Il est aussi menacé d’un procès pour corruption, financement illégal de campagne, recel de détournement de fonds publics et association de malfaiteurs dans l’affaire des financements libyens, depuis que le PNF a demandé son renvoi en mai 2023.

Au-delà de sa situation pénale personnelle, c’est tout l’entourage de l’ancien président de la République, depuis ses mentors jusqu’à ses plus proches collaborateurs, qui est aujourd’hui dans le viseur de la justice

Sur le policier maintenu en détention à Marseille

Question du « Figaro » :

Gérald Darmanin a-t-il raison de vouloir inscrire dans la loi l’interdiction de placer des policiers en détention provisoire ? N’est-ce pas une décision qui doit être prise au cas par cas ?

Réponse de Nicolas Sarkozy :

En ce qui concerne les policiers mis en cause à Marseille, ou ailleurs, il faut s’en tenir aux principes. On met en prison quelqu’un avant le jugement principalement pour deux raisons. Soit parce qu’il y a un risque qu’il fasse disparaître des preuves, soit parce qu’on craint qu’il fasse pression sur des témoins.

Ce n’est pas le cas de ce policier soupçonné de violence.
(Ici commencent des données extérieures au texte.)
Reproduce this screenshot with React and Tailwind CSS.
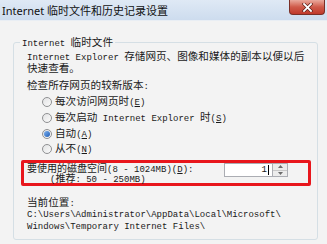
import React from "react";

const M = ({ children }) => (
  <span className="font-['Liberation_Mono'] text-[9px]">{children}</span>
);

function Radio({ checked }) {
  return (
    <span className="relative flex h-[10px] w-[10px] shrink-0 items-center justify-center rounded-full border border-[#8f9092] bg-gradient-to-br from-[#e2e3e4] to-[#fafafa]">
      {checked && (
        <span className="h-[6px] w-[6px] rounded-full bg-gradient-to-br from-[#7fb3f0] to-[#1c5bb5]" />
      )}
    </span>
  );
}

function RadioRow({ h, checked, children }) {
  return (
    <div className={`flex items-center gap-[3px] pl-[28px] ${h}`}>
      <Radio checked={checked} />
      <span className="leading-[12px] whitespace-nowrap">{children}</span>
    </div>
  );
}

export default function App() {
  return (
    <div className="flex h-[244px] w-[327px] flex-col overflow-hidden bg-[#f3f3f3] font-['Noto_Sans_CJK_SC',sans-serif] text-[10.6px] text-[#1a1a1a]">
      {/* title bar */}
      <div className="flex h-[21px] shrink-0 items-start justify-between border-b border-[#e9eef4] bg-gradient-to-b from-[#dfe9f5] to-[#cddcee]">
        <span className="pl-[2px] pt-[3px] text-[11px] leading-[14px] whitespace-nowrap text-[#111]">
          <span className="font-['Noto_Sans'] text-[11px]">Internet </span>
          临时文件和历史记录设置
        </span>
        <div className="mr-[2px] flex h-[15px] w-[36px] items-center justify-center rounded-b-[4px] border border-t-0 border-[#7a2f27] bg-gradient-to-b from-[#e9a99d] via-[#cf5a4a] to-[#c0392b]">
          <svg width="11" height="9" viewBox="0 0 11 9">
            <path d="M2 1 L9 8 M9 1 L2 8" stroke="#5a1e18" strokeWidth="3.2" strokeLinecap="square" />
            <path d="M2 1 L9 8 M9 1 L2 8" stroke="#ffffff" strokeWidth="1.8" strokeLinecap="square" />
          </svg>
        </div>
      </div>

      {/* group box */}
      <fieldset className="ml-[13px] mr-[9px] mt-[15px] min-w-0 rounded-[3px] border border-[#d5dfe5] pb-[6px]">
        <legend className="ml-[6px] h-[12px] px-[2px] leading-[12px] whitespace-nowrap">
          <M>Internet </M>临时文件
        </legend>

        <div className="mt-[2px] pl-[13px] leading-[12px]">
          <div className="h-[12px] whitespace-nowrap">
            <M>Internet Explorer </M>存储网页、图像和媒体的副本以便以后
          </div>
          <div className="h-[12px] whitespace-nowrap">快速查看。</div>
        </div>

        <div className="mt-[5px] h-[12px] pl-[13px] leading-[12px] whitespace-nowrap">
          检查所存网页的较新版本<M>:</M>
        </div>

        <div className="mt-[3px] flex flex-col">
          <RadioRow h="h-[16px]">
            每次访问网页时<M>(<u>E</u>)</M>
          </RadioRow>
          <RadioRow h="h-[16px]">
            每次启动<M> Internet Explorer </M>时<M>(<u>S</u>)</M>
          </RadioRow>
          <RadioRow h="h-[15px]" checked>
            自动<M>(<u>A</u>)</M>
          </RadioRow>
          <RadioRow h="h-[15px]">
            从不<M>(<u>N</u>)</M>
          </RadioRow>
        </div>

        {/* highlighted disk space row */}
        <div className="ml-[7px] mr-[6px] mt-[4px] flex h-[26px] items-start justify-between rounded-[2px] border-[3px] border-[#e8161c] pl-[3px] pr-[20px]">
          <div className="text-[10px] leading-[10px]">
            <div className="h-[10px] whitespace-nowrap">
              要使用的磁盘空间<M>(8 - 1024MB)(<u>D</u>):</M>
            </div>
            <div className="h-[10px] pl-[23px] whitespace-nowrap">
              <M>(</M>推荐<M>: 50 - 250MB)</M>
            </div>
          </div>
          <div className="flex h-[14px]">
            <div className="flex w-[49px] items-center justify-end border border-[#abadb3] bg-white pr-[3px]">
              <span className="font-['Liberation_Mono'] text-[9px] leading-[10px]">1</span>
              <span className="ml-[1px] h-[10px] w-[1px] bg-black" />
            </div>
            <div className="flex w-[15px] flex-col border border-l-0 border-[#abadb3] bg-[#ececec]">
              <div className="flex flex-1 items-center justify-center border-b border-[#c8c8c8]">
                <svg width="5" height="3" viewBox="0 0 5 3"><path d="M0 3 L2.5 0 L5 3 Z" fill="#6b6b6b" /></svg>
              </div>
              <div className="flex flex-1 items-center justify-center">
                <svg width="5" height="3" viewBox="0 0 5 3"><path d="M0 0 L2.5 3 L5 0 Z" fill="#6b6b6b" /></svg>
              </div>
            </div>
          </div>
        </div>

        <div className="mt-[10px] h-[12px] pl-[13px] leading-[12px] whitespace-nowrap">
          当前位置<M>:</M>
        </div>
        <div className="mt-[1px] pl-[13px] font-['Liberation_Mono'] text-[9px] leading-[12px] whitespace-nowrap">
          <div className="h-[12px]">C:\Users\Administrator\AppData\Local\Microsoft\</div>
          <div className="h-[12px]">Windows\Temporary Internet Files\</div>
        </div>
      </fieldset>
    </div>
  );
}
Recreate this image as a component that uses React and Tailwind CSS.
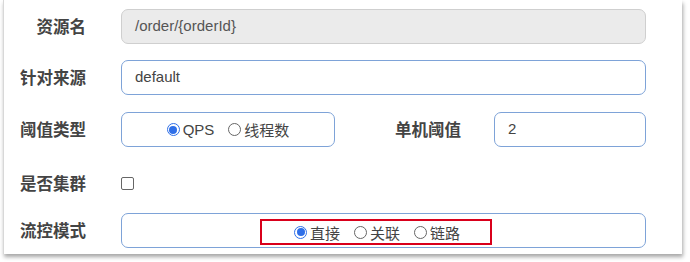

Il n’est certainement pas au-dessus des lois, mais il n’est pas en dessous non plus. Son maintien en liberté ne faisait pas obstacle à la ­recherche de la vérité.

Ce qu’ils auraient pu rappeler :

La « recherche de la vérité » importe visiblement bien peu à Nicolas Sarkozy. En effet, la cour d’appel d’Aix-en-Provence, devant laquelle le policier de Marseille a fait appel de son incarcération, a précisément considéré, dans sa décision rendue le 3 août 2023, que la détention provisoire était indispensable pour éviter toute concertation entre les mis en examen avant leurs interrogatoires .

Pendant l’audience, l’avocat général avait également soutenu que la détention du fonctionnaire de police était aussi le seul moyen de « préserver l’information judiciaire », en évitant la concertation frauduleuse entre les mis en examen, qui s’étaient téléphoné juste après avoir reçu leurs convocations à l’IGPN, ou une éventuelle destruction de preuves.